Leave the pictures out, and retype all of the material exactly as written.

--- Recorded information ---

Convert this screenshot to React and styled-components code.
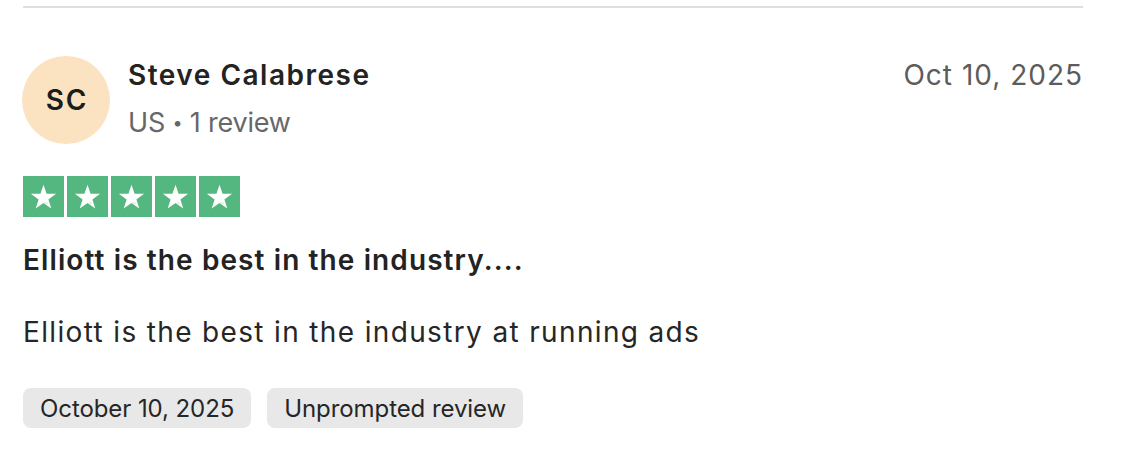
import React from "react"
import styled, { createGlobalStyle } from "styled-components"

const GlobalStyle = createGlobalStyle`
  html, body {
    margin: 0;
    padding: 0;
    background: #ffffff;
  }
  body {
    font-family: Inter, "Noto Sans", "Liberation Sans", sans-serif;
    color: #1f1f1f;
  }
`

const review = {
  initials: "SC",
  name: "Steve Calabrese",
  country: "US",
  reviews: "1 review",
  shortDate: "Oct 10, 2025",
  rating: 5,
  title: "Elliott is the best in the industry....",
  body: "Elliott is the best in the industry at running ads",
  tags: ["October 10, 2025", "Unprompted review"],
}

function Star() {
  return (
    <svg width="27" height="27" viewBox="0 0 24 24">
      <path
        d="M12 1.6l2.75 8.05h8.45l-6.85 4.95 2.6 8.05L12 17.7l-6.95 4.95 2.6-8.05L0.8 9.65h8.45z"
        fill="#ffffff"
      />
      <path d="M15.3 16.6l0.75 2.5L12 17.7z" fill="#d7efe2" />
    </svg>
  )
}

export default function App() {
  return (
    <>
      <GlobalStyle />
      <Card>
        <Divider />
        <Header>
          <Avatar>{review.initials}</Avatar>
          <Who>
            <Name>{review.name}</Name>
            <Meta>
              {review.country} <Dot>•</Dot> {review.reviews}
            </Meta>
          </Who>
          <ShortDate>{review.shortDate}</ShortDate>
        </Header>
        <Stars>
          {Array.from({ length: review.rating }).map((_, i) => (
            <StarBox key={i}>
              <Star />
            </StarBox>
          ))}
        </Stars>
        <Title>{review.title}</Title>
        <Body>{review.body}</Body>
        <Tags>
          {review.tags.map(t => (
            <Tag key={t}>{t}</Tag>
          ))}
        </Tags>
      </Card>
    </>
  )
}

const Card = styled.div`
  width: 1060px;
  margin-left: 23px;
  padding-top: 6px;
  display: flex;
  flex-direction: column;
`

const Divider = styled.div`
  height: 2px;
  background: #dedede;
`

const Header = styled.div`
  display: flex;
  align-items: flex-start;
  margin-top: 48px;
`

const Avatar = styled.div`
  width: 88px;
  height: 88px;
  border-radius: 50%;
  background: #fbe3c2;
  flex-shrink: 0;
  display: flex;
  align-items: center;
  justify-content: center;
  font-size: 28px;
  font-weight: 600;
  letter-spacing: 1.8px;
  padding-left: 1.8px;
  box-sizing: border-box;
  color: #1c1c1c;
  margin-left: -1px;
`

const Who = styled.div`
  display: flex;
  flex-direction: column;
  margin-left: 18px;
  margin-top: 2px;
  flex: 1;
`

const Name = styled.div`
  font-size: 28px;
  font-weight: 600;
  line-height: 34px;
  letter-spacing: 1.5px;
  color: #232323;
`

const Meta = styled.div`
  font-size: 27px;
  line-height: 32px;
  margin-top: 15px;
  color: #676767;
  letter-spacing: -0.2px;
`

const Dot = styled.span`
  font-size: 18px;
  vertical-align: 3px;
`

const ShortDate = styled.div`
  font-size: 28px;
  line-height: 34px;
  color: #5c5c5c;
  margin-top: 2px;
  letter-spacing: 1px;
`

const Stars = styled.div`
  display: flex;
  gap: 3px;
  margin-top: 32px;
`

const StarBox = styled.div`
  width: 41px;
  height: 41px;
  background: #54b77f;
  display: flex;
  align-items: center;
  justify-content: center;
`

const Title = styled.div`
  font-size: 28px;
  font-weight: 600;
  line-height: 34px;
  margin-top: 26px;
  letter-spacing: 1.1px;
  color: #232323;
`

const Body = styled.div`
  font-size: 28px;
  line-height: 34px;
  margin-top: 38px;
  letter-spacing: 1.35px;
  color: #262626;
`

const Tags = styled.div`
  display: flex;
  gap: 16px;
  margin-top: 39px;
`

const Tag = styled.div`
  background: #e8e8e8;
  border-radius: 8px;
  height: 40px;
  padding: 0 17px;
  display: flex;
  align-items: center;
  font-size: 24px;
  letter-spacing: -0.08px;
  color: #262626;
`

---

◆ Answer ◆
Convert this screenshot to React and styled-components code.
import React from "react"
import styled, { createGlobalStyle } from "styled-components"

const GlobalStyle = createGlobalStyle`
  html, body {
    margin: 0;
    padding: 0;
    background: #ffffff;
  }
  body {
    font-family: Inter, "Noto Sans", "Liberation Sans", sans-serif;
    color: #1f1f1f;
  }
`

const review = {
  initials: "SC",
  name: "Steve Calabrese",
  country: "US",
  reviews: "1 review",
  shortDate: "Oct 10, 2025",
  rating: 5,
  title: "Elliott is the best in the industry....",
  body: "Elliott is the best in the industry at running ads",
  tags: ["October 10, 2025", "Unprompted review"],
}

function Star() {
  return (
    <svg width="27" height="27" viewBox="0 0 24 24">
      <path
        d="M12 1.6l2.75 8.05h8.45l-6.85 4.95 2.6 8.05L12 17.7l-6.95 4.95 2.6-8.05L0.8 9.65h8.45z"
        fill="#ffffff"
      />
      <path d="M15.3 16.6l0.75 2.5L12 17.7z" fill="#d7efe2" />
    </svg>
  )
}

export default function App() {
  return (
    <>
      <GlobalStyle />
      <Card>
        <Divider />
        <Header>
          <Avatar>{review.initials}</Avatar>
          <Who>
            <Name>{review.name}</Name>
            <Meta>
              {review.country} <Dot>•</Dot> {review.reviews}
            </Meta>
          </Who>
          <ShortDate>{review.shortDate}</ShortDate>
        </Header>
        <Stars>
          {Array.from({ length: review.rating }).map((_, i) => (
            <StarBox key={i}>
              <Star />
            </StarBox>
          ))}
        </Stars>
        <Title>{review.title}</Title>
        <Body>{review.body}</Body>
        <Tags>
          {review.tags.map(t => (
            <Tag key={t}>{t}</Tag>
          ))}
        </Tags>
      </Card>
    </>
  )
}

const Card = styled.div`
  width: 1060px;
  margin-left: 23px;
  padding-top: 6px;
  display: flex;
  flex-direction: column;
`

const Divider = styled.div`
  height: 2px;
  background: #dedede;
`

const Header = styled.div`
  display: flex;
  align-items: flex-start;
  margin-top: 48px;
`

const Avatar = styled.div`
  width: 88px;
  height: 88px;
  border-radius: 50%;
  background: #fbe3c2;
  flex-shrink: 0;
  display: flex;
  align-items: center;
  justify-content: center;
  font-size: 28px;
  font-weight: 600;
  letter-spacing: 1.8px;
  padding-left: 1.8px;
  box-sizing: border-box;
  color: #1c1c1c;
  margin-left: -1px;
`

const Who = styled.div`
  display: flex;
  flex-direction: column;
  margin-left: 18px;
  margin-top: 2px;
  flex: 1;
`

const Name = styled.div`
  font-size: 28px;
  font-weight: 600;
  line-height: 34px;
  letter-spacing: 1.5px;
  color: #232323;
`

const Meta = styled.div`
  font-size: 27px;
  line-height: 32px;
  margin-top: 15px;
  color: #676767;
  letter-spacing: -0.2px;
`

const Dot = styled.span`
  font-size: 18px;
  vertical-align: 3px;
`

const ShortDate = styled.div`
  font-size: 28px;
  line-height: 34px;
  color: #5c5c5c;
  margin-top: 2px;
  letter-spacing: 1px;
`

const Stars = styled.div`
  display: flex;
  gap: 3px;
  margin-top: 32px;
`

const StarBox = styled.div`
  width: 41px;
  height: 41px;
  background: #54b77f;
  display: flex;
  align-items: center;
  justify-content: center;
`

const Title = styled.div`
  font-size: 28px;
  font-weight: 600;
  line-height: 34px;
  margin-top: 26px;
  letter-spacing: 1.1px;
  color: #232323;
`

const Body = styled.div`
  font-size: 28px;
  line-height: 34px;
  margin-top: 38px;
  letter-spacing: 1.35px;
  color: #262626;
`

const Tags = styled.div`
  display: flex;
  gap: 16px;
  margin-top: 39px;
`

const Tag = styled.div`
  background: #e8e8e8;
  border-radius: 8px;
  height: 40px;
  padding: 0 17px;
  display: flex;
  align-items: center;
  font-size: 24px;
  letter-spacing: -0.08px;
  color: #262626;
`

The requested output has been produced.